■ PROBLEM REQUIREMENTS
Find the number of lines below in which the word "with" appears, and write that number only.

■ MATERIAL FOR THIS TASK
+++

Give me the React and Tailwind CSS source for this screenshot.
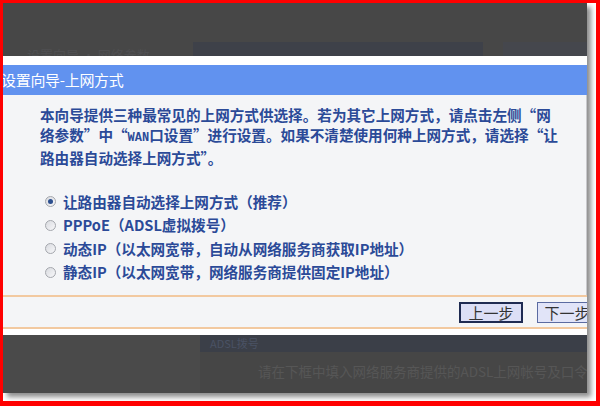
import React from 'react';

const font = { fontFamily: '"Noto Sans CJK SC", "Noto Sans", sans-serif' };

const options = [
    '让路由器自动选择上网方式（推荐）',
    'PPPoE（ADSL虚拟拨号）',
    '动态IP（以太网宽带，自动从网络服务商获取IP地址）',
    '静态IP（以太网宽带，网络服务商提供固定IP地址）',
];

const Radio = ({ checked }) => (
    <span className="w-[11px] h-[11px] rounded-full border border-[#a4a7ad] bg-gradient-to-br from-[#d9dbe0] to-[#f7f7f9] flex items-center justify-center shrink-0">
        {checked && <span className="w-[5px] h-[5px] rounded-full bg-[#2c4f8e]" />}
    </span>
);

const App = () => {
    return (
        <div className="w-[600px] h-[406px] bg-white border-solid border-[#ff0000] border-t-[3px] border-l-[3px] border-r-[4px] border-b-[5px] overflow-hidden" style={font}>
            <div className="w-[584px] h-[390px] flex flex-col overflow-hidden shadow-[4px_4px_5px_rgba(0,0,0,0.45)]">
                {/* dimmed page behind, top */}
                <div className="h-[53px] bg-[#474747] flex flex-col justify-end">
                    <div className="h-[14px] flex items-end">
                        <div className="w-[190px] shrink-0 h-[14px] overflow-hidden">
                            <div className="pl-[24px] text-[13px] leading-[26px] text-[#4f4f51] whitespace-nowrap">设置向导 · 网络参数</div>
                        </div>
                        <div className="w-[290px] shrink-0 h-[14px] bg-[#3e4149]" />
                        <div className="w-[20px] shrink-0" />
                        <div className="flex-1 h-[14px] bg-[#45474d]" />
                    </div>
                </div>

                <div className="h-[9px] bg-white" />

                {/* title */}
                <div className="h-[30px] bg-[#6192ef] flex items-center overflow-hidden">
                    <span className="-ml-[2px] text-[15px] text-white whitespace-nowrap tracking-[-0.3px]">设置向导-上网方式</span>
                </div>

                {/* body */}
                <div className="h-[200px] bg-[#f4f5f7] border-r border-[#c8c8cc] pl-[37px] pt-[10px] text-[#2b4a98] text-[14.6px] font-semibold">
                    <div className="leading-[20px] whitespace-nowrap">
                        <div>本向导提供三种最常见的上网方式供选择。若为其它上网方式，请点击左侧“网</div>
                        <div>络参数”中“<span className="text-[12px] font-bold" style={{ fontFamily: '"Liberation Mono", monospace' }}>WAN</span>口设置”进行设置。如果不清楚使用何种上网方式，请选择“让</div>
                        <div>路由器自动选择上网方式”。</div>
                    </div>
                    <div className="mt-[22px] pl-[5px] flex flex-col">
                        {options.map((o, i) => (
                            <div key={i} className="h-[23.5px] flex items-center gap-[7px] whitespace-nowrap">
                                <Radio checked={i === 0} />
                                <span>{o}</span>
                            </div>
                        ))}
                    </div>
                </div>

                {/* footer with buttons */}
                <div className="h-[2px] bg-[#f2c9a0]" />
                <div className="h-[30px] bg-[#f4f5f7] flex items-center">
                    <div className="flex-1" />
                    <button className="w-[64px] h-[21px] border-2 border-[#1f2b52] bg-[#dcdff6] text-[15px] leading-none text-[#333] flex items-center justify-center">上一步</button>
                    <div className="w-[14px]" />
                    <button className="w-[60px] h-[21px] -mr-[10px] border border-[#5b6ba1] bg-[#e1e4f8] text-[15px] leading-none text-[#333] flex items-center justify-center">下一步</button>
                </div>
                <div className="h-[2px] bg-[#f2c9a0]" />
                <div className="h-[6px] bg-white" />

                {/* dimmed page behind, bottom */}
                <div className="flex-1 bg-[#4a4a4a] flex">
                    <div className="w-[197px] shrink-0" />
                    <div className="flex-1 min-w-0 flex flex-col">
                        <div className="h-[17px] bg-[#3b3f48] pl-[10px] text-[11px] leading-[17px] text-[#4a5264] whitespace-nowrap">ADSL拨号</div>
                        <div className="flex-1 bg-[#464646] pl-[58px] pt-[9px] text-[13.5px] text-[#565656] whitespace-nowrap overflow-hidden">请在下框中填入网络服务商提供的ADSL上网帐号及口令</div>
                    </div>
                </div>
            </div>
        </div>
    );
};

export default App;
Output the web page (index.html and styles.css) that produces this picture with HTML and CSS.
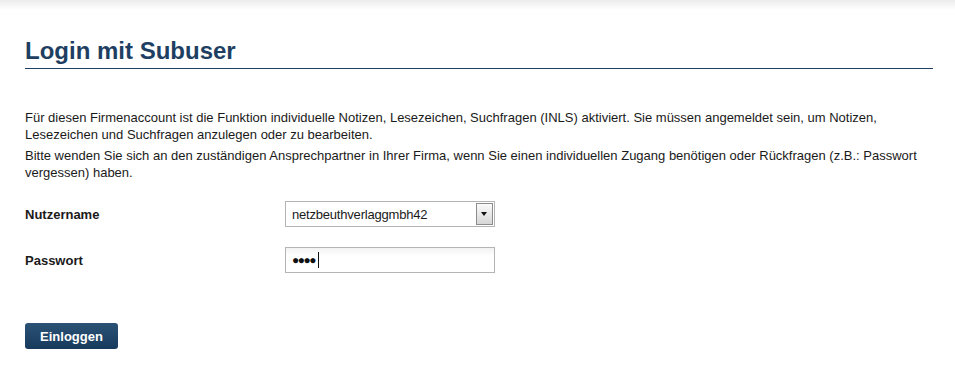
FILE: index.html
```html
<!DOCTYPE html>
<html lang="de">
<head>
    <meta charset="UTF-8">
    <title>Login mit Subuser</title>
    <link rel="stylesheet" href="styles.css">
</head>
<body>
    <div class="top-shadow"></div>

    <main class="content">
        <h1 class="title">Login mit Subuser</h1>

        <p class="info">Für diesen Firmenaccount ist die Funktion individuelle Notizen, Lesezeichen, Suchfragen (INLS) aktiviert. Sie müssen angemeldet sein, um Notizen, Lesezeichen und Suchfragen anzulegen oder zu bearbeiten.</p>
        <p class="info info-second">Bitte wenden Sie sich an den zuständigen Ansprechpartner in Ihrer Firma, wenn Sie einen individuellen Zugang benötigen oder Rückfragen (z.B.: Passwort vergessen) haben.</p>

        <form class="login-form">
            <div class="form-row">
                <label class="form-label" for="user">Nutzername</label>
                <div class="select-box">
                    <span class="select-value">netzbeuthverlaggmbh42</span>
                    <span class="select-arrow"></span>
                </div>
            </div>

            <div class="form-row">
                <label class="form-label" for="pass">Passwort</label>
                <div class="text-box">
                    <span class="dots">&#9679;&#9679;&#9679;&#9679;</span><span class="caret"></span>
                </div>
            </div>

            <button type="button" class="login-button">Einloggen</button>
        </form>
    </main>
</body>
</html>
```

FILE: styles.css
```css
* {
    box-sizing: border-box;
    margin: 0;
    padding: 0;
}

body {
    font-family: 'Liberation Sans', Arial, sans-serif;
    background-color: #fff;
    color: #1a1a1a;
    font-size: 13px;
}

.top-shadow {
    height: 10px;
    background: linear-gradient(#ececec, #fff);
}

.content {
    padding: 27px 22px 0 25px;
}

.title {
    font-size: 24px;
    font-weight: bold;
    color: #1e3f62;
    line-height: 28px;
    padding-bottom: 3px;
    border-bottom: 1px solid #1e3f62;
}

.info {
    line-height: 17px;
    margin-top: 40px;
}

.info-second {
    margin-top: 4px;
}

.login-form {
    display: flex;
    flex-direction: column;
    margin-top: 20px;
}

.form-row {
    display: flex;
    align-items: center;
    height: 26px;
    margin-bottom: 20px;
}

.form-label {
    width: 260px;
    font-weight: bold;
    font-size: 13px;
}

.select-box,
.text-box {
    width: 210px;
    height: 26px;
    border: 1px solid #b4b4b4;
    display: flex;
    align-items: center;
    padding-left: 6px;
    font-size: 13px;
}

.select-value {
    flex-grow: 1;
    letter-spacing: -0.2px;
}

.select-arrow {
    width: 17px;
    height: 22px;
    margin-right: 1px;
    border: 1px solid #8c8c8c;
    background: linear-gradient(#fafafa, #d6d6d6);
    position: relative;
}

.select-arrow::after {
    content: '';
    position: absolute;
    left: 4px;
    top: 8px;
    border-left: 3px solid transparent;
    border-right: 3px solid transparent;
    border-top: 4px solid #111;
}

.text-box {
    background: linear-gradient(#f2f2f2, #fff 8px);
}

.dots {
    font-size: 12px;
    letter-spacing: -1.5px;
    color: #111;
}

.caret {
    width: 1px;
    height: 16px;
    background-color: #111;
    margin-left: 3px;
}

.login-button {
    align-self: flex-start;
    margin-top: 30px;
    width: 93px;
    height: 26px;
    border: none;
    border-radius: 3px;
    background: linear-gradient(#2b5276, #173a5c);
    color: #fff;
    font-family: 'Liberation Sans', Arial, sans-serif;
    font-weight: bold;
    font-size: 13px;
    cursor: pointer;
}
```
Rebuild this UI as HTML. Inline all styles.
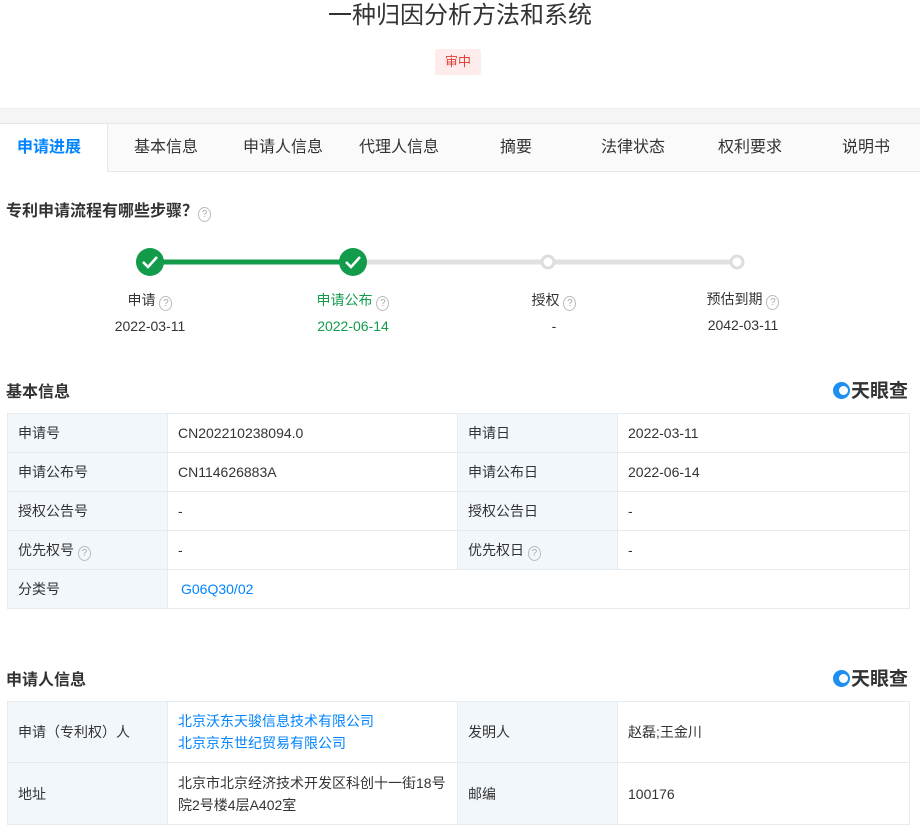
<!DOCTYPE html>
<html><head><meta charset="utf-8"><style>
*{margin:0;padding:0;box-sizing:border-box}
body{width:920px;height:823px;overflow:hidden;background:#fff;font-family:"Liberation Sans","Noto Sans CJK SC",sans-serif;color:#333;font-size:14px;position:relative}
.abs{position:absolute}
.title{top:1px;left:0;width:920px;text-align:center;font-size:24px;color:#333;line-height:30px}
.badge{left:435px;top:49px;width:46px;height:26px;background:#fdeceb;color:#e0403a;font-size:13px;line-height:26px;text-align:center;border-radius:2px}
.band{top:108px;left:0;width:920px;height:15px;background:#f5f5f5;border-top:1px solid #ececec}
.tabs{top:123px;left:0;width:920px;height:49px;background:#fafafa;border-top:1px solid #e8e8e8;border-bottom:1px solid #e8e8e8}
.tab{position:absolute;top:0;height:47px;line-height:47px;font-size:16px;color:#333;text-align:center}
.h{font-size:16px;font-weight:bold;color:#333}
.q{display:inline-block;width:13px;height:15px;border:1px solid #bbb;border-radius:50%;font-size:10px;line-height:13px;text-align:center;color:#aaa;vertical-align:-1px;font-weight:normal}
table{position:absolute;left:7px;width:903px;border-collapse:collapse;font-size:14px}
td{border:1px solid #e6ebf0;padding:0 10px;height:39px}
td.l{background:#f2f7fc;width:160px}
td.v{width:290px}
a{color:#0084ff;text-decoration:none}
.logo{font-size:19px;font-weight:bold;color:#333}
.lg{display:inline-block;width:17px;height:17px;border-radius:50%;background:#1f8ef1;vertical-align:-2px;margin-right:1px;position:relative}
.lg:after{content:"";position:absolute;left:6px;top:4px;width:9px;height:9px;border-radius:50%;background:#fff}
.st{font-size:14px;text-align:center;width:130px}
</style></head><body>
<div class="abs title">一种归因分析方法和系统</div>
<div class="abs badge">审中</div>
<div class="abs band"></div>
<div class="abs tabs">
<div class="tab" style="left:0;width:98px;background:#fff;color:#0084ff;font-weight:bold;height:48px">申请进展</div>
<div class="abs" style="left:98px;top:0;width:10px;height:48px;background:#fff;border-right:1px solid #e8e8e8"></div>
<div class="tab" style="left:108px;width:116px">基本信息</div>
<div class="tab" style="left:225px;width:116px">申请人信息</div>
<div class="tab" style="left:341px;width:116px">代理人信息</div>
<div class="tab" style="left:458px;width:116px">摘要</div>
<div class="tab" style="left:575px;width:116px">法律状态</div>
<div class="tab" style="left:692px;width:116px">权利要求</div>
<div class="tab" style="left:808px;width:116px">说明书</div>
</div>
<div class="abs h" style="left:6px;top:197px">专利申请流程有哪些步骤？<span class="q">?</span></div>
<svg class="abs" style="left:0;top:240px" width="920" height="45">
<line x1="150" y1="22" x2="353" y2="22" stroke="#119b4b" stroke-width="5"/>
<line x1="353" y1="22" x2="737" y2="22" stroke="#e0e0e0" stroke-width="5"/>
<circle cx="150" cy="22" r="14" fill="#119b4b"/><path d="M143 22l5 5 9-10" stroke="#fff" stroke-width="2.5" fill="none"/>
<circle cx="353" cy="22" r="14" fill="#119b4b"/><path d="M346 22l5 5 9-10" stroke="#fff" stroke-width="2.5" fill="none"/>
<circle cx="548" cy="22" r="6" fill="#fff" stroke="#ddd" stroke-width="3"/>
<circle cx="737" cy="22" r="6" fill="#fff" stroke="#ddd" stroke-width="3"/>
</svg>
<div class="abs st" style="left:85px;top:290px">申请 <span class="q">?</span><br><span style="line-height:30px">2022-03-11</span></div>
<div class="abs st" style="left:288px;top:290px;color:#119b4b">申请公布 <span class="q">?</span><br><span style="line-height:30px">2022-06-14</span></div>
<div class="abs st" style="left:489px;top:290px">授权 <span class="q">?</span><br><span style="line-height:30px">-</span></div>
<div class="abs st" style="left:678px;top:289px">预估到期 <span class="q">?</span><br><span style="line-height:30px">2042-03-11</span></div>
<div class="abs h" style="left:6px;top:378px">基本信息</div>
<div class="abs logo" style="left:833px;top:376px"><span class="lg"></span>天眼查</div>
<table style="top:413px">
<tr><td class="l">申请号</td><td class="v">CN202210238094.0</td><td class="l">申请日</td><td>2022-03-11</td></tr>
<tr><td class="l">申请公布号</td><td class="v">CN114626883A</td><td class="l">申请公布日</td><td>2022-06-14</td></tr>
<tr><td class="l">授权公告号</td><td class="v">-</td><td class="l">授权公告日</td><td>-</td></tr>
<tr><td class="l">优先权号 <span class="q">?</span></td><td class="v">-</td><td class="l">优先权日 <span class="q">?</span></td><td>-</td></tr>
<tr><td class="l">分类号</td><td colspan="3"><a style="margin-left:3px">G06Q30/02</a></td></tr>
</table>
<div class="abs h" style="left:6px;top:666px">申请人信息</div>
<div class="abs logo" style="left:833px;top:664px"><span class="lg"></span>天眼查</div>
<table style="top:701px">
<tr><td class="l" style="height:61px">申请（专利权）人</td><td class="v" style="line-height:22px"><a>北京沃东天骏信息技术有限公司</a><br><a>北京京东世纪贸易有限公司</a></td><td class="l">发明人</td><td>赵磊;王金川</td></tr>
<tr><td class="l" style="height:62px">地址</td><td class="v" style="line-height:22px">北京市北京经济技术开发区科创十一街18号院2号楼4层A402室</td><td class="l">邮编</td><td>100176</td></tr>
</table>
</body></html>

+++

■ RESULT
2